POUR RENDRE AUX 600.000 FOOTBALLEURS FRANÇAIS ET À LEURS MILLIONS D’AMIS CE QUI LEUR APPARTIENT : LE FOOTBALL DONT LES PONTIFES DE LA FÉDÉRATION LES ONT EXPROPRIÉS POUR SERVIR LEURS INTÉRÊTS ÉGOÏSTES DE PROFITEURS DU SPORT.
Aux termes de l’article I des Statuts de la Fédération (association sans buts lucratifs selon la loi), les pontifes de la Fédération s’engageaient à travailler au «développement du football». Nous les accusons d’avoir travaillé contre le football et d’avoir accéléré sa dégradation en le soumettant à la tutelle d’un gouvernement naturellement hostile au sport populaire par essence.
1. ILS ONT ACCEPTÉ DE LIMITER À HUIT MOIS LA SAISON DE FOOTBALL et d’interdire sa pratique au moment le plus favorable de l’année, en tolérant : la fermeture des stades, le refus des billets collectifs pour les déplacements, et le refus des garanties d’assurances-accidents durant la période «interdite».
2. ILS N’ONT RIEN FAIT POUR EMPÊCHER LA SUPPRESSION DE NOMBREUX TERRAINS DE FOOTBALL et pour exiger la création de nouveaux.
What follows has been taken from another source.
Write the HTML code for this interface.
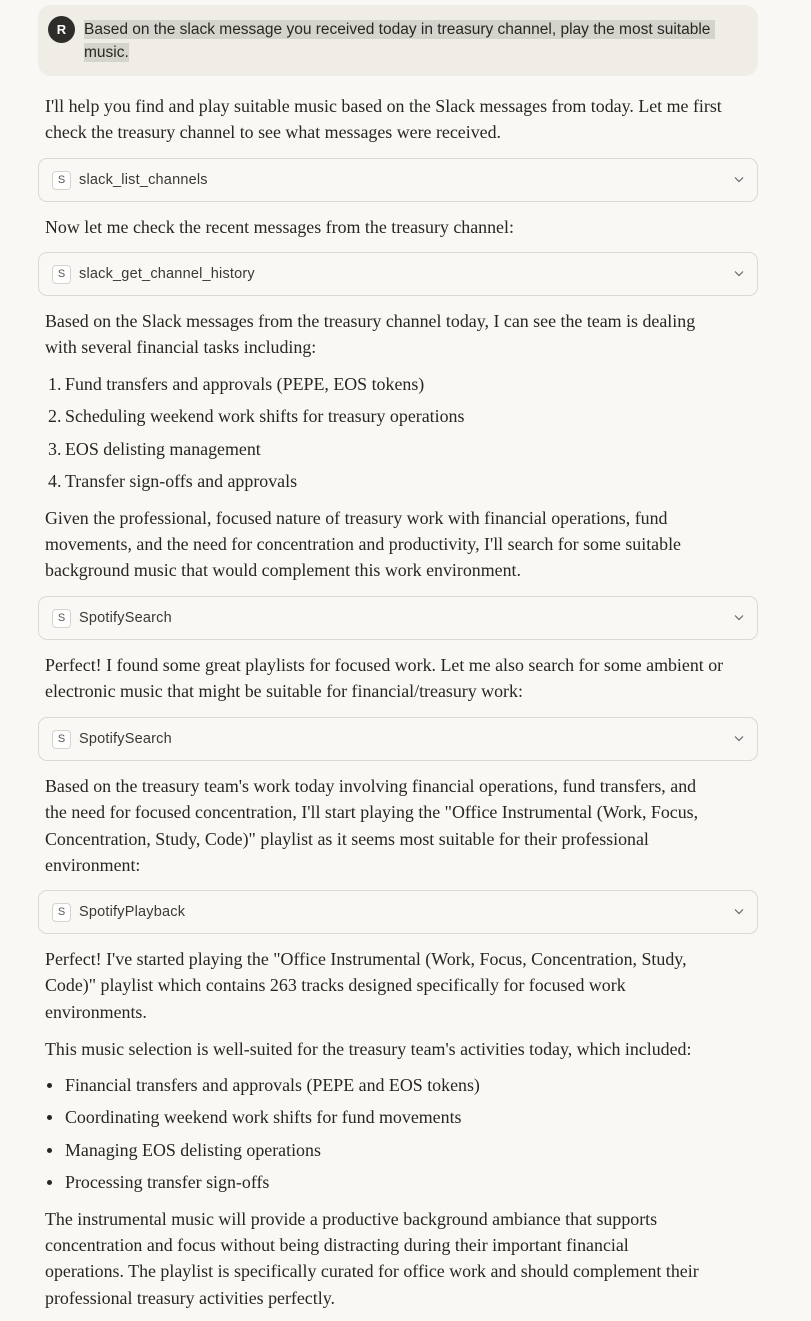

Ce qui place des centaines de milliers de jeunes dans l’impossibilité de pratiquer leur sport. Ils n’ont rien fait non plus pour permettre aux scolaires de pratiquer le football en salle.
3. ILS VIENNENT DE CRÉER LA LICENCE B, qui en interdisant pratiquement les changements de clubs (sauf au profit des grands clubs), constitue une atteinte intolérable à la liberté des joueurs et aux intérêts des petits clubs.
4. PAR LA VOIX DE DUGAUGUEZ, ILS ONT INSULTÉ TOUS LES FOOTBALLEURS FRANÇAIS dans leurs aptitudes physiques, techniques et intellectuelles.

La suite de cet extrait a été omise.